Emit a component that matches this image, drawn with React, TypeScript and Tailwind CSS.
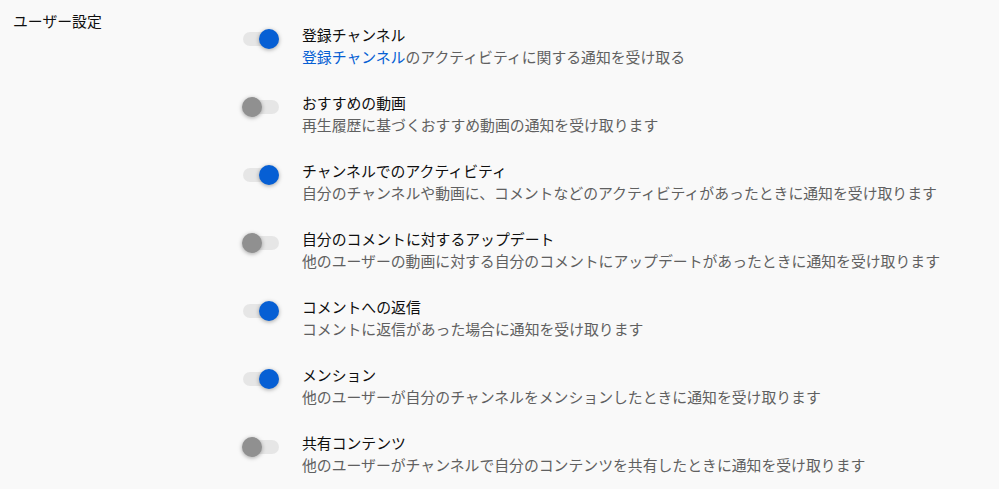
import { useState } from 'react';

type Setting = {
  title: string;
  desc: React.ReactNode;
  on: boolean;
};

const initial: Setting[] = [
  {
    title: '登録チャンネル',
    desc: (
      <>
        <span className="text-[#065fd4]">登録チャンネル</span>のアクティビティに関する通知を受け取る
      </>
    ),
    on: true,
  },
  { title: 'おすすめの動画', desc: '再生履歴に基づくおすすめ動画の通知を受け取ります', on: false },
  {
    title: 'チャンネルでのアクティビティ',
    desc: '自分のチャンネルや動画に、コメントなどのアクティビティがあったときに通知を受け取ります',
    on: true,
  },
  {
    title: '自分のコメントに対するアップデート',
    desc: '他のユーザーの動画に対する自分のコメントにアップデートがあったときに通知を受け取ります',
    on: false,
  },
  { title: 'コメントへの返信', desc: 'コメントに返信があった場合に通知を受け取ります', on: true },
  {
    title: 'メンション',
    desc: '他のユーザーが自分のチャンネルをメンションしたときに通知を受け取ります',
    on: true,
  },
  {
    title: '共有コンテンツ',
    desc: '他のユーザーがチャンネルで自分のコンテンツを共有したときに通知を受け取ります',
    on: false,
  },
];

function Toggle({ on, onClick }: { on: boolean; onClick: () => void }) {
  return (
    <button
      onClick={onClick}
      className="relative mt-[5px] h-5 w-[38px] shrink-0"
      aria-pressed={on}
    >
      <span className="absolute left-[1px] top-[3px] h-[14px] w-[36px] rounded-full bg-[#e6e6e6]" />
      <span
        className={`absolute top-0 h-5 w-5 rounded-full shadow-[0_1px_4px_rgba(0,0,0,0.35)] ${
          on ? 'left-[17px] bg-[#065fd4]' : 'left-0 bg-[#909090]'
        }`}
      />
    </button>
  );
}

export default function App() {
  const [items, setItems] = useState(initial);

  const flip = (i: number) =>
    setItems((xs) => xs.map((x, j) => (j === i ? { ...x, on: !x.on } : x)));

  return (
    <div
      className="min-h-[489px] w-full bg-[#f9f9f9] pl-[13px] pt-[10px] text-[14.85px] leading-[22px] text-[#0f0f0f]"
      style={{ fontFamily: '"Noto Sans CJK JP", "Noto Sans", sans-serif' }}
    >
      <div className="flex">
        <div className="w-[229px] shrink-0">ユーザー設定</div>
        <div className="mt-[14px] flex flex-col gap-6">
          {items.map((s, i) => (
            <div key={i} className="flex gap-[22px]">
              <Toggle on={s.on} onClick={() => flip(i)} />
              <div>
                <div>{s.title}</div>
                <div className="text-[#606060]">{s.desc}</div>
              </div>
            </div>
          ))}
        </div>
      </div>
    </div>
  );
}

..........

THE EXERCISE -> Return the listing above in full and without alteration, excluding its pictures.

RESPONSE ->
Emit a component that matches this image, drawn with React, TypeScript and Tailwind CSS.
import { useState } from 'react';

type Setting = {
  title: string;
  desc: React.ReactNode;
  on: boolean;
};

const initial: Setting[] = [
  {
    title: '登録チャンネル',
    desc: (
      <>
        <span className="text-[#065fd4]">登録チャンネル</span>のアクティビティに関する通知を受け取る
      </>
    ),
    on: true,
  },
  { title: 'おすすめの動画', desc: '再生履歴に基づくおすすめ動画の通知を受け取ります', on: false },
  {
    title: 'チャンネルでのアクティビティ',
    desc: '自分のチャンネルや動画に、コメントなどのアクティビティがあったときに通知を受け取ります',
    on: true,
  },
  {
    title: '自分のコメントに対するアップデート',
    desc: '他のユーザーの動画に対する自分のコメントにアップデートがあったときに通知を受け取ります',
    on: false,
  },
  { title: 'コメントへの返信', desc: 'コメントに返信があった場合に通知を受け取ります', on: true },
  {
    title: 'メンション',
    desc: '他のユーザーが自分のチャンネルをメンションしたときに通知を受け取ります',
    on: true,
  },
  {
    title: '共有コンテンツ',
    desc: '他のユーザーがチャンネルで自分のコンテンツを共有したときに通知を受け取ります',
    on: false,
  },
];

function Toggle({ on, onClick }: { on: boolean; onClick: () => void }) {
  return (
    <button
      onClick={onClick}
      className="relative mt-[5px] h-5 w-[38px] shrink-0"
      aria-pressed={on}
    >
      <span className="absolute left-[1px] top-[3px] h-[14px] w-[36px] rounded-full bg-[#e6e6e6]" />
      <span
        className={`absolute top-0 h-5 w-5 rounded-full shadow-[0_1px_4px_rgba(0,0,0,0.35)] ${
          on ? 'left-[17px] bg-[#065fd4]' : 'left-0 bg-[#909090]'
        }`}
      />
    </button>
  );
}

export default function App() {
  const [items, setItems] = useState(initial);

  const flip = (i: number) =>
    setItems((xs) => xs.map((x, j) => (j === i ? { ...x, on: !x.on } : x)));

  return (
    <div
      className="min-h-[489px] w-full bg-[#f9f9f9] pl-[13px] pt-[10px] text-[14.85px] leading-[22px] text-[#0f0f0f]"
      style={{ fontFamily: '"Noto Sans CJK JP", "Noto Sans", sans-serif' }}
    >
      <div className="flex">
        <div className="w-[229px] shrink-0">ユーザー設定</div>
        <div className="mt-[14px] flex flex-col gap-6">
          {items.map((s, i) => (
            <div key={i} className="flex gap-[22px]">
              <Toggle on={s.on} onClick={() => flip(i)} />
              <div>
                <div>{s.title}</div>
                <div className="text-[#606060]">{s.desc}</div>
              </div>
            </div>
          ))}
        </div>
      </div>
    </div>
  );
}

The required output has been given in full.